On this stop of the “Never Ending Tour,” vocal standards made famous by singers like Frank Sinatra and Nat King Cole were peppered into a set that spanned Dylan’s career, yet focused on his last three albums: Fallen Angels, Shadows in the Night and Tempest. Songs that were originally composed for the Broadway stage or a New York nightclub might seem out of place amongst Dylan’s reflective, acerbic poeticism, yet fit quite snuggly with them.
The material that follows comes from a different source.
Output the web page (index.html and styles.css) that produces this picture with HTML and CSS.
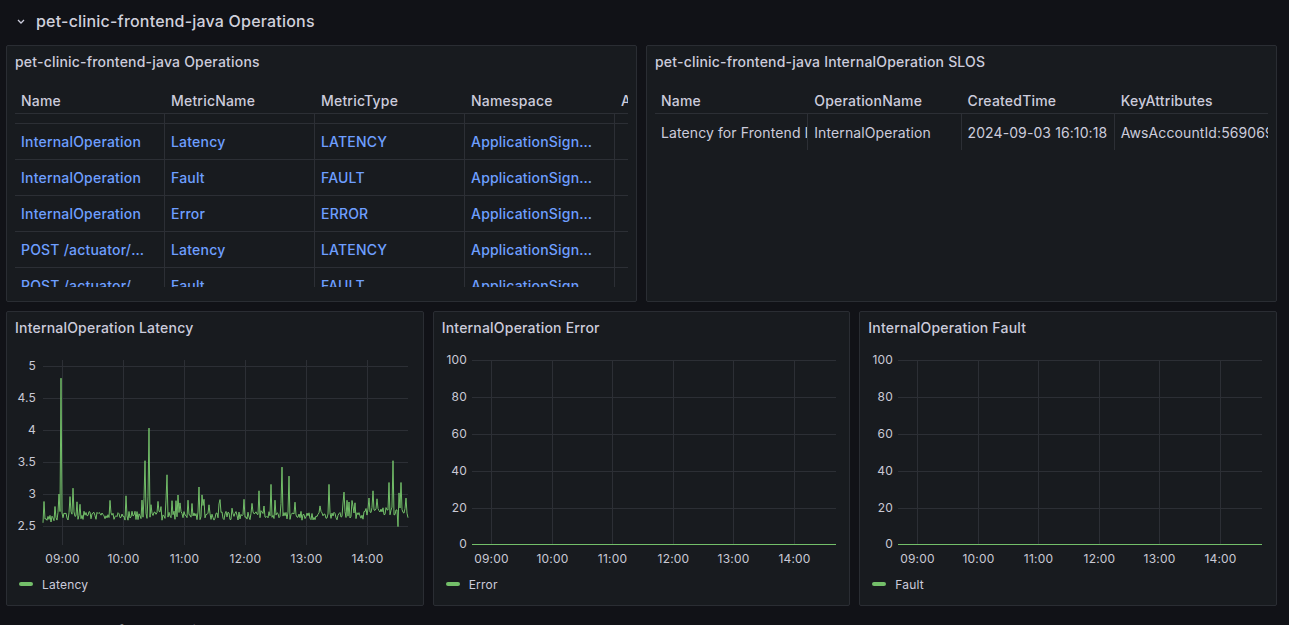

Where more traditional arrangements of standards like “All or Nothing at All” or “That Old Feeling” usually reflect the songwriter’s cosmopolitan aspirations, Dylan and his band filtered the 1940s songs into a sound that meets somewhere between downtown and the Dust Bowl in the vast American musical landscape. In fact, there’s a certain jazz quality that underlined many of the songs Dylan and his band performed on Tuesday night. Steamboat swing shone through in “Duquesne Whistle,” swamp blues simmered in “Early Roman Kings,” and Donnie Herron’s pedal and lap steel guitars added a kind of classic yet refined 1940s sound to the 2016 arrangements of both originals and standards.

Like Rod Stewart’s The Great American Songbook Collection albums showed, the gravelly voice of an elder rock statesman lends itself surprisingly well to songs usually recorded by virile, romantic young singers like Frank Sinatra or Bing Crosby. In Dylan’s case, his gravel and disposition truly carried the nostalgia of these songs like few other performers could. When he croaked, “There’ll be no new romance for me, it’s foolish to start” from “That Old Feeling,” the words came with a weight and wisdom that conjured all the ache and pain that the song has meant to thousands of lovers – old and young – over the decades.

Those who go seeking the Freewheelin’ Bob Dylan at his more recent shows will be disappointed – but they’d also have been disappointed by his live performances for the last 50 some years. Dylan hung up his “voice of the counterculture” hat as soon as the hipsters of the Village thrust it on his head. In fact, the only “original era” song he played was a steady rolling version of “Blowing in The Wind” in the encore. Surely in this age of ultimate political and social unrest, the great Bob Dylan would be moved to speak?

Well, that’s missing the point of Dylan today. He stands less for counterculture and more for ultimate culture: for craft, quality and excellence. Even though watching him perform is a bit like watching Shakespeare – it takes a few minutes to begin to understand his aged warble – his performance at Wolf Trap represented the power of persistence: the persistence of Bob Dylan, rock’s poet laureate, his own songs and the captivating power of The Great American Songbook. Dylan has spent the last five plus decades writing his own great American songbook – he deserves to sit down and enjoy another one from time to time.